WRITTEN REQUEST:
Below are the records; pull every line that includes "Tailwind".

INPUT RECORDS:
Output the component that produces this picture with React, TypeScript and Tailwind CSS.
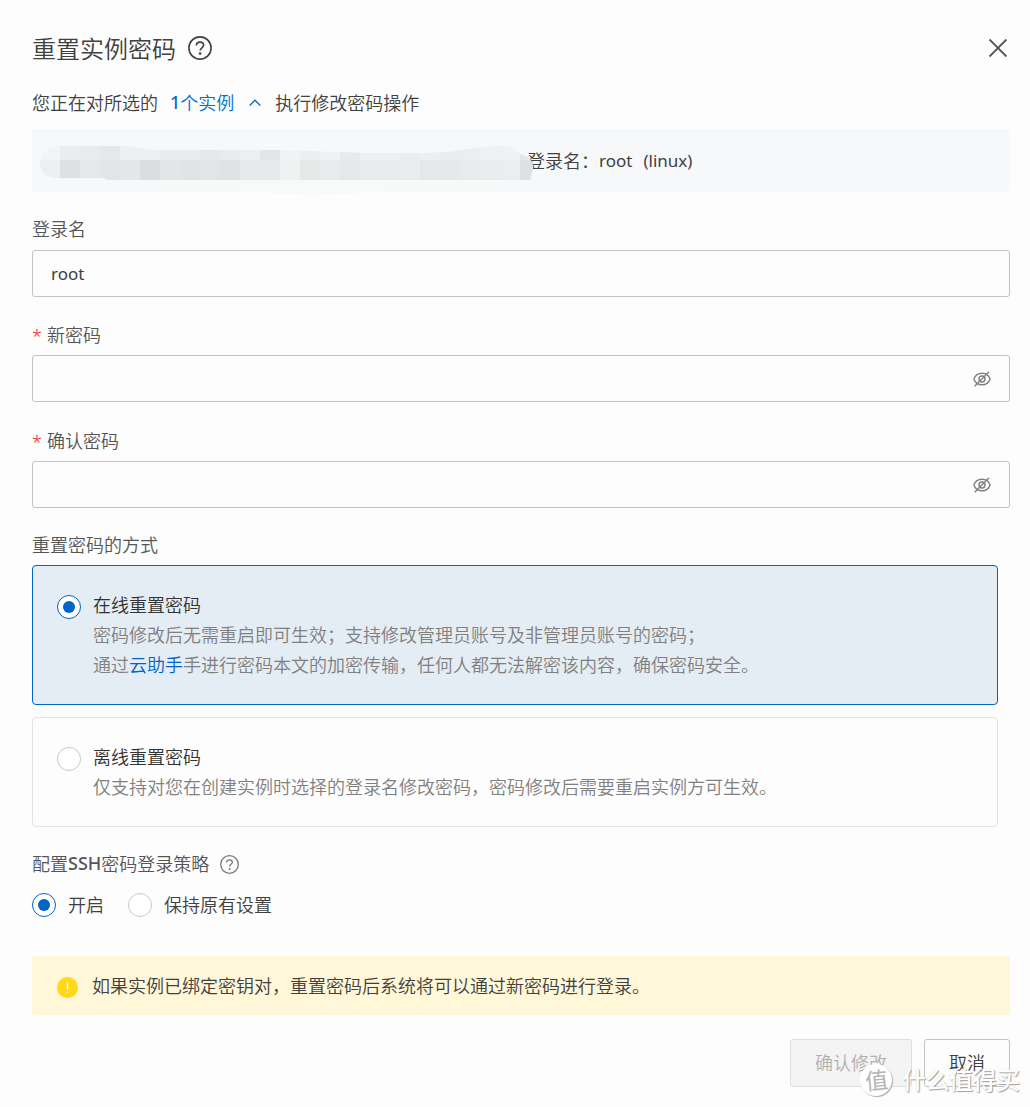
import { useState } from "react"
import type { ReactNode } from "react"

const TOP_CELLS = [
  "#f3f4f6", "#ebecee", "#e9eaec", "#e6e7e9", "#eeeff2", "#eeeff1", "#e9eaec", "#e9eaec",
  "#e6e7e9", "#e9eaec", "#eeeff1", "#e3e4e6", "#f1f2f4", "#edeeef", "#f0f1f3", "#e9eaeb",
  "#eeeff0", "#eff0f2", "#ebecee", "#edeeef", "#ebecee", "#ecedef", "#eff0f3", "#f0f1f4", "#e6e7ea",
]

const BOTTOM_CELLS = [
  "#eeeff1", "#dfe0e2", "#e6e7e9", "#e3e4e6", "#e5e6e8", "#dcdde0", "#e4e5e7", "#e2e3e5",
  "#e3e4e6", "#e1e2e4", "#e8e9eb", "#e8e9eb", "#f0f1f3", "#e7e8e8", "#e9eaeb", "#e6e7e8",
  "#eaebec", "#e9eaeb", "#ebeced", "#e6e7e9", "#e7e8ea", "#e9eaec", "#ebecee", "#ecedef", "#dfe0e3",
]

function Redacted() {
  return (
    <svg className="pointer-events-none absolute top-0 left-0" width="510" height="68" viewBox="32 129 510 68">
      <path d="M110 180H525V181C470 185 430 189 392 190C360 192 345 195 310 195C270 194 240 190 200 187Z" fill="#f8faf9" />
      <clipPath id="smudge">
        <path d="M60 146H123L155 150H279L340 152L370 153H420L448 152L488 146.500Q506 144.500 513 148L520 154Q534 157 533 169L530 180H108L103 178H53Q40 175 40 163Q42 147 60 146Z" />
      </clipPath>
      <g clipPath="url(#smudge)" shapeRendering="crispEdges">
        {TOP_CELLS.map((fill, i) => (
          <rect key={i} x={40 + i * 20} y="140" width="20" height="20" fill={fill} />
        ))}
        {BOTTOM_CELLS.map((fill, i) => (
          <rect key={i} x={40 + i * 20} y="160" width="20" height="20" fill={fill} />
        ))}
      </g>
    </svg>
  )
}

function HelpIcon({ className }: { className: string }) {
  return (
    <svg className={className} viewBox="0 0 24 24" fill="none" stroke="currentColor" strokeWidth="1.6">
      <circle cx="12" cy="12" r="11.100" />
      <path d="M8.400 9.600C8.400 7.400 10 6.100 12 6.100S15.600 7.400 15.600 9.300C15.600 11.700 12.100 11.900 12.100 14.600" />
      <circle cx="12.100" cy="17.600" r="1.300" fill="currentColor" stroke="none" />
    </svg>
  )
}

function EyeOffIcon() {
  return (
    <svg className="h-[18px] w-[18px] text-[#808080]" viewBox="0 0 18 18" fill="none" stroke="currentColor" strokeWidth="1.400">
      <path d="M.900 9C2.300 5 5.500 3.200 9 3.200S15.700 5 17.100 9C15.700 13 12.500 14.800 9 14.800S2.300 13 .900 9Z" />
      <circle cx="9" cy="9" r="3" />
      <path d="M1.700 16.200L16 1.800" />
    </svg>
  )
}

function Radio({ checked }: { checked: boolean }) {
  return (
    <span
      className={`flex h-6 w-6 shrink-0 items-center justify-center rounded-full border bg-white ${checked ? "border-[#0064c8]" : "border-[#c8c8c8]"}`}
    >
      {checked && <span className="h-3 w-3 rounded-full bg-[#0064c8]" />}
    </span>
  )
}

function PasswordField({ label, className }: { label: string; className: string }) {
  return (
    <div className={className}>
      <label className="flex h-[30px] items-center text-[#555]">
        <span className="w-[15px] pt-1 font-['Noto_Sans'] text-[18px] text-[#f02020]">*</span>
        {label}
      </label>
      <div className="mt-[6px] flex h-[47px] items-center rounded-[3px] border border-[#c3c3c3] pr-[18px]">
        <input type="password" aria-label={label} className="h-full min-w-0 flex-1 px-[18px] outline-none" />
        <EyeOffIcon />
      </div>
    </div>
  )
}

interface MethodCardProps {
  title: string
  checked: boolean
  onSelect: () => void
  className: string
  children: ReactNode
}

function MethodCard({ title, checked, onSelect, className, children }: MethodCardProps) {
  return (
    <div
      className={`flex w-[966px] cursor-pointer gap-3 rounded border pl-6 ${checked ? "border-[#0064c8] bg-[#e4ecf4]" : "border-[#e3e3e3]"} ${className}`}
      onClick={onSelect}
    >
      <div className="pt-[29px]">
        <Radio checked={checked} />
      </div>
      <div className="pt-[23px] leading-[30px] whitespace-nowrap text-[#808080]">
        <div className="text-[#333]">{title}</div>
        {children}
      </div>
    </div>
  )
}

export default function App() {
  const [method, setMethod] = useState("online")
  const [ssh, setSsh] = useState("on")

  return (
    <div className="relative h-[1107px] w-[1030px] overflow-hidden bg-[#fdfdfd] pt-8 pr-5 pl-8 font-['Noto_Sans_CJK_SC',sans-serif] text-[18px] leading-[30px] font-[350] text-[#404040]">
      <header className="flex h-9 items-center">
        <h1 className="pb-[4px] text-2xl font-[350]">重置实例密码</h1>
        <HelpIcon className="mb-1 ml-3 h-6 w-6" />
        <svg className="mr-[3px] mb-1 ml-auto h-[18px] w-[18px] text-[#505050]" viewBox="0 0 18 18" stroke="currentColor" strokeWidth="1.900">
          <path d="M.500.500L17.500 17.500M17.500.500L.500 17.500" />
        </svg>
      </header>

      <div className="mt-[19px] flex h-[30px] items-center">
        您正在对所选的
        <a className="ml-3 flex items-center text-[#0070cc]">
          <span className="font-['Noto_Sans','Noto_Sans_CJK_SC'] font-medium">1</span>个实例
          <svg className="mr-[14px] ml-[15px] h-3 w-3" viewBox="0 0 12 12" fill="none" stroke="currentColor" strokeWidth="1.300">
            <path d="M.700 9.500L6 4.200L11.300 9.500" />
          </svg>
        </a>
        执行修改密码操作
      </div>

      <div className="relative mt-3 flex h-[63px] items-center rounded-[3px] bg-[#f7f8fa] pl-[495px]">
        <span className="pb-0.5">登录名：</span>
        <span className="font-['Noto_Sans'] text-[17px] font-normal">root</span>
        <span className="ml-[11px] font-['Noto_Sans'] text-[17px] font-normal">(linux)</span>
        <Redacted />
      </div>

      <div className="mt-[21px]">
        <label className="flex h-[30px] items-center text-[#555]">登录名</label>
        <input
          defaultValue="root"
          aria-label="登录名"
          className="mt-[7px] block h-[47px] w-full rounded-[3px] border border-[#c3c3c3] px-[18px] font-['Noto_Sans'] text-[17px] font-normal outline-none"
        />
      </div>
      <PasswordField label="新密码" className="mt-[22px]" />
      <PasswordField label="确认密码" className="mt-[23px]" />

      <div className="mt-[21px] text-[#555]">重置密码的方式</div>
      <MethodCard
        title="在线重置密码"
        checked={method === "online"}
        onSelect={() => setMethod("online")}
        className="mt-[6px] h-[140px]"
      >
        <p>密码修改后无需重启即可生效；支持修改管理员账号及非管理员账号的密码；</p>
        <p>
          通过<a className="text-[#0064c8]">云助手</a>手进行密码本文的加密传输，任何人都无法解密该内容，确保密码安全。
        </p>
      </MethodCard>
      <MethodCard
        title="离线重置密码"
        checked={method === "offline"}
        onSelect={() => setMethod("offline")}
        className="mt-3 h-[110px]"
      >
        <p>仅支持对您在创建实例时选择的登录名修改密码，密码修改后需要重启实例方可生效。</p>
      </MethodCard>

      <div className="mt-[21px] flex h-[30px] items-center text-[#555]">
        配置<span className="font-['Noto_Sans'] text-[18px] font-medium">SSH</span>密码登录策略
        <HelpIcon className="mt-0.5 ml-[11px] h-[19px] w-[19px] text-[#777]" />
      </div>
      <div className="mt-3 flex h-[30px] items-center">
        <button className="flex items-center gap-3" onClick={() => setSsh("on")}>
          <Radio checked={ssh === "on"} />
          <span className="pb-0.5">开启</span>
        </button>
        <button className="ml-6 flex items-center gap-3" onClick={() => setSsh("keep")}>
          <Radio checked={ssh === "keep"} />
          <span className="pb-0.5">保持原有设置</span>
        </button>
      </div>

      <div className="mt-9 flex h-[59px] items-center rounded-[3px] bg-[#fff7d8] pl-[25px]">
        <svg className="mt-1 mr-[14px] h-[21px] w-[21px]" viewBox="0 0 21 21">
          <circle cx="10.500" cy="10.500" r="10.500" fill="#ffd91a" />
          <path d="M10.500 5.500V12.500M10.500 14.500V16.200" stroke="#fffbe0" strokeWidth="1.500" />
        </svg>
        <span className="pb-px">如果实例已绑定密钥对，重置密码后系统将可以通过新密码进行登录。</span>
      </div>

      <footer className="mt-6 flex justify-end gap-3">
        <button className="h-12 w-[122px] rounded-[3px] border border-[#dedede] bg-[#f4f4f4] pb-[3px] text-[#b0b0b0]">确认修改</button>
        <button className="h-12 w-[86px] rounded-[3px] border border-[#c3c3c3] pb-[3px]">取消</button>
      </footer>

      {/* site watermark */}
      <div className="pointer-events-none absolute top-[1063px] left-[860px] flex items-center text-white">
        <span className="flex h-8 w-8 items-center justify-center rounded-full bg-white text-[23px] leading-none font-normal text-[#b4b4b4] shadow-[1px_1px_1px_#aaa]">
          <span className="-rotate-6 pb-0.5">值</span>
        </span>
        <span className="ml-[10px] pb-0.5 text-[24px] leading-8 font-medium tracking-[-0.5px] [text-shadow:1px_1px_1px_#a0a0a0,0_0_1px_#ccc]">什么值得买</span>
      </div>
    </div>
  )
}
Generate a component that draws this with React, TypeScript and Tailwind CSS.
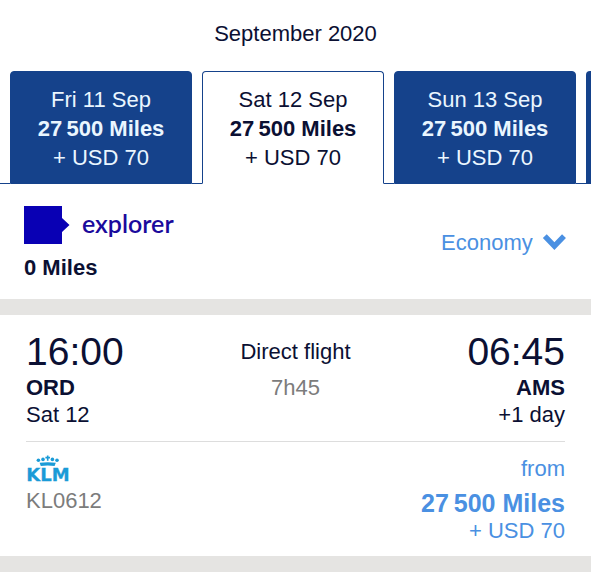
import React, { useState } from "react";

const days = [
  { id: "fri-11", label: "Fri 11 Sep" },
  { id: "sat-12", label: "Sat 12 Sep" },
  { id: "sun-13", label: "Sun 13 Sep" },
];

const miles = "27\u2009500 Miles";
const taxes = "+ USD 70";

const ExplorerLogo: React.FC = () => (
  <svg width="46" height="38" viewBox="0 0 46 38" aria-hidden="true">
    <path d="M0 0H38V12L45.5 19L38 26V38H0Z" fill="#0900b4" />
  </svg>
);

const KlmLogo: React.FC = () => (
  <svg
    width="46"
    height="26"
    viewBox="0 0 46 26"
    className="overflow-visible"
    role="img"
    aria-label="KLM"
  >
    <g fill="#1a9bd7">
      {/* Crown */}
      <circle cx="12.4" cy="3.2" r="1.8" />
      <circle cx="17" cy="2.4" r="1.8" />
      <circle cx="26.4" cy="2.4" r="1.8" />
      <circle cx="31" cy="3.2" r="1.8" />
      <path d="M20.9 -1.6h1.6v1.4h1.5v1.6h-1.5v2.4h-1.6v-2.4h-1.5v-1.6h1.5z" />
      <path d="M13.6 5.8Q21.7 4.6 29.8 5.8L28.6 9Q21.7 8 14.8 9Z" />
      <text
        x="22"
        y="24"
        textAnchor="middle"
        stroke="#1a9bd7"
        strokeWidth="0.3"
        className="font-['DejaVu_Sans',sans-serif] text-[18px] font-bold"
      >
        KLM
      </text>
    </g>
  </svg>
);

const App: React.FC = () => {
  const [selected, setSelected] = useState("sat-12");

  return (
    <main className="bg-white font-['Liberation_Sans',Arial,sans-serif] text-[22px] leading-[29px] text-[#0b1033]">
      <h1 className="pt-[19px] text-center">September 2020</h1>

      {/* Day tabs */}
      <div className="mt-[23px] flex overflow-hidden">
        <div className="w-[10px] shrink-0 border-b border-[#15428b]" />
        {days.map((day) => (
          <React.Fragment key={day.id}>
            <button
              type="button"
              onClick={() => setSelected(day.id)}
              className={`w-[182px] shrink-0 rounded-t border border-[#15428b] pt-[13px] pb-[11px] ${
                selected === day.id
                  ? "border-b-transparent bg-white"
                  : "bg-[#15428b] text-[#eaf6ff]"
              }`}
            >
              <span className="block">{day.label}</span>
              <span className="block font-bold">{miles}</span>
              <span className="block">{taxes}</span>
            </button>
            <div className="w-[10px] shrink-0 border-b border-[#15428b]" />
          </React.Fragment>
        ))}
        <button
          type="button"
          aria-label="Later dates"
          className="min-w-0 flex-1 rounded-tl bg-[#15428b]"
        />
      </div>

      {/* Balance and cabin */}
      <section className="flex items-start justify-between px-6 pt-[22px] pb-[17px]">
        <div>
          <div className="flex items-center gap-3">
            <ExplorerLogo />
            <span className="pb-1 font-['Lato',sans-serif] text-[25px] font-semibold text-[#1a0a9c]">
              explorer
            </span>
          </div>
          <p className="mt-[9px] font-bold">0 Miles</p>
        </div>
        <div className="relative mt-[22px] flex items-center text-[#4a90e2]">
          <select
            aria-label="Cabin"
            className="appearance-none bg-transparent pr-[34px]"
          >
            <option>Economy</option>
            <option>Business</option>
          </select>
          <svg
            className="pointer-events-none absolute right-0 overflow-visible"
            width="26"
            height="18"
            viewBox="0 0 26 18"
            aria-hidden="true"
          >
            <path
              d="M3.8 2.2L13.4 12.2L23 2.2"
              fill="none"
              stroke="#4a90e2"
              strokeWidth="5.4"
            />
          </svg>
        </div>
      </section>

      <div className="h-4 bg-[#e5e4e2]" />

      {/* Flight */}
      <section className="px-[26px] pt-[15px] pb-3 leading-[27px]">
        <div className="flex justify-between">
          <div>
            <p className="text-[39px] leading-[44px]">16:00</p>
            <p className="font-bold">ORD</p>
            <p>Sat 12</p>
          </div>
          <div className="pt-2 text-center">
            <p>Direct flight</p>
            <p className="mt-[9px] text-[#7c7c7c]">7h45</p>
          </div>
          <div className="text-right">
            <p className="text-[39px] leading-[44px]">06:45</p>
            <p className="font-bold">AMS</p>
            <p>+1 day</p>
          </div>
        </div>
        <div className="mt-[13px] flex justify-between border-t border-[#dddddd] pt-[13px]">
          <div className="pt-0.5">
            <KlmLogo />
            <p className="mt-1 text-[#7c7c7c]">KL0612</p>
          </div>
          <div className="text-right text-[#4a90e2]">
            <p>from</p>
            <p className="mt-2 text-[25px] font-bold">{miles}</p>
            <p>{taxes}</p>
          </div>
        </div>
      </section>

      <div className="h-4 bg-[#e5e4e2]" />
    </main>
  );
};

export default App;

ANSWER FOR THIS EXERCISE:
Output the component that produces this picture with React, TypeScript and Tailwind CSS.
Generate a component that draws this with React, TypeScript and Tailwind CSS.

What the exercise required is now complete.